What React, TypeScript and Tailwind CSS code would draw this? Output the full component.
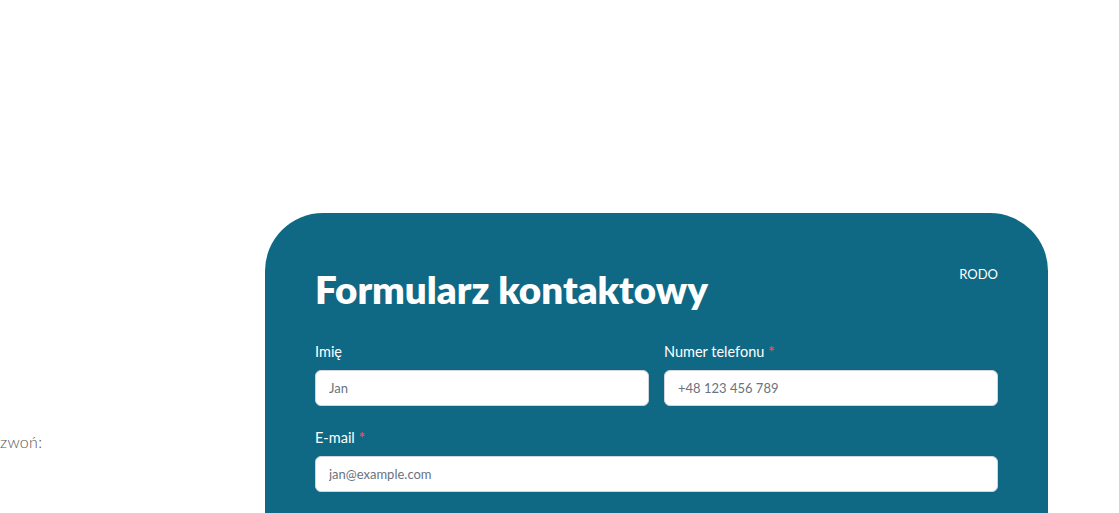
import React, { useState } from 'react';

type FieldProps = {
  label: string;
  required?: boolean;
  type?: string;
  placeholder: string;
  value: string;
  onChange: (v: string) => void;
};

function Field({ label, required, type = 'text', placeholder, value, onChange }: FieldProps) {
  return (
    <label className="flex flex-col">
      <span className="text-[14.5px] leading-[20px] text-white mb-[8px]">
        {label}
        {required && <span className="text-[#e8505b] ml-[4px] font-bold">*</span>}
      </span>
      <input
        type={type}
        value={value}
        onChange={e => onChange(e.target.value)}
        placeholder={placeholder}
        className="h-[36px] w-full rounded-[6px] bg-white border border-[#d1d5db] px-[13px] text-[13px] text-gray-800 placeholder:text-[#6b7280] outline-none"
      />
    </label>
  );
}

export default function App() {
  const [name, setName] = useState('');
  const [phone, setPhone] = useState('');
  const [email, setEmail] = useState('');

  return (
    <div className="h-[513px] bg-white overflow-hidden font-['Lato',sans-serif]">
      <div className="flex pt-[213px]">
        {/* contact column, mostly scrolled out of view */}
        <div className="w-[265px] shrink-0 pt-[219px]">
          <p className="text-[16px] leading-[20px] font-light text-[#555] tracking-[0.3px] whitespace-nowrap">zwoń:</p>
        </div>

        <section className="w-[783px] shrink-0 bg-[#0f6985] rounded-t-[58px] px-[50px] pt-[52px] pb-[60px]">
          <div className="flex items-start justify-between">
            <h2 className="text-[38.5px] leading-[48px] font-extrabold text-white">
              Formularz kontaktowy
            </h2>
            <a href="#" className="text-[13px] leading-[16px] text-white mt-[1px]">
              RODO
            </a>
          </div>

          <form className="mt-[29px] flex flex-col gap-[22px]" onSubmit={e => e.preventDefault()}>
            <div className="grid grid-cols-2 gap-[15px]">
              <Field label="Imię" placeholder="Jan" value={name} onChange={setName} />
              <Field
                label="Numer telefonu"
                required
                type="tel"
                placeholder="+48 123 456 789"
                value={phone}
                onChange={setPhone}
              />
            </div>
            <Field
              label="E-mail"
              required
              type="email"
              placeholder="jan@example.com"
              value={email}
              onChange={setEmail}
            />
          </form>
        </section>
      </div>
    </div>
  );
}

## THE EXERCISE
Repeat the data exactly in full, omitting its pictures.

## ANSWER TO THE TASK
What React, TypeScript and Tailwind CSS code would draw this? Output the full component.
import React, { useState } from 'react';

type FieldProps = {
  label: string;
  required?: boolean;
  type?: string;
  placeholder: string;
  value: string;
  onChange: (v: string) => void;
};

function Field({ label, required, type = 'text', placeholder, value, onChange }: FieldProps) {
  return (
    <label className="flex flex-col">
      <span className="text-[14.5px] leading-[20px] text-white mb-[8px]">
        {label}
        {required && <span className="text-[#e8505b] ml-[4px] font-bold">*</span>}
      </span>
      <input
        type={type}
        value={value}
        onChange={e => onChange(e.target.value)}
        placeholder={placeholder}
        className="h-[36px] w-full rounded-[6px] bg-white border border-[#d1d5db] px-[13px] text-[13px] text-gray-800 placeholder:text-[#6b7280] outline-none"
      />
    </label>
  );
}

export default function App() {
  const [name, setName] = useState('');
  const [phone, setPhone] = useState('');
  const [email, setEmail] = useState('');

  return (
    <div className="h-[513px] bg-white overflow-hidden font-['Lato',sans-serif]">
      <div className="flex pt-[213px]">
        {/* contact column, mostly scrolled out of view */}
        <div className="w-[265px] shrink-0 pt-[219px]">
          <p className="text-[16px] leading-[20px] font-light text-[#555] tracking-[0.3px] whitespace-nowrap">zwoń:</p>
        </div>

        <section className="w-[783px] shrink-0 bg-[#0f6985] rounded-t-[58px] px-[50px] pt-[52px] pb-[60px]">
          <div className="flex items-start justify-between">
            <h2 className="text-[38.5px] leading-[48px] font-extrabold text-white">
              Formularz kontaktowy
            </h2>
            <a href="#" className="text-[13px] leading-[16px] text-white mt-[1px]">
              RODO
            </a>
          </div>

          <form className="mt-[29px] flex flex-col gap-[22px]" onSubmit={e => e.preventDefault()}>
            <div className="grid grid-cols-2 gap-[15px]">
              <Field label="Imię" placeholder="Jan" value={name} onChange={setName} />
              <Field
                label="Numer telefonu"
                required
                type="tel"
                placeholder="+48 123 456 789"
                value={phone}
                onChange={setPhone}
              />
            </div>
            <Field
              label="E-mail"
              required
              type="email"
              placeholder="jan@example.com"
              value={email}
              onChange={setEmail}
            />
          </form>
        </section>
      </div>
    </div>
  );
}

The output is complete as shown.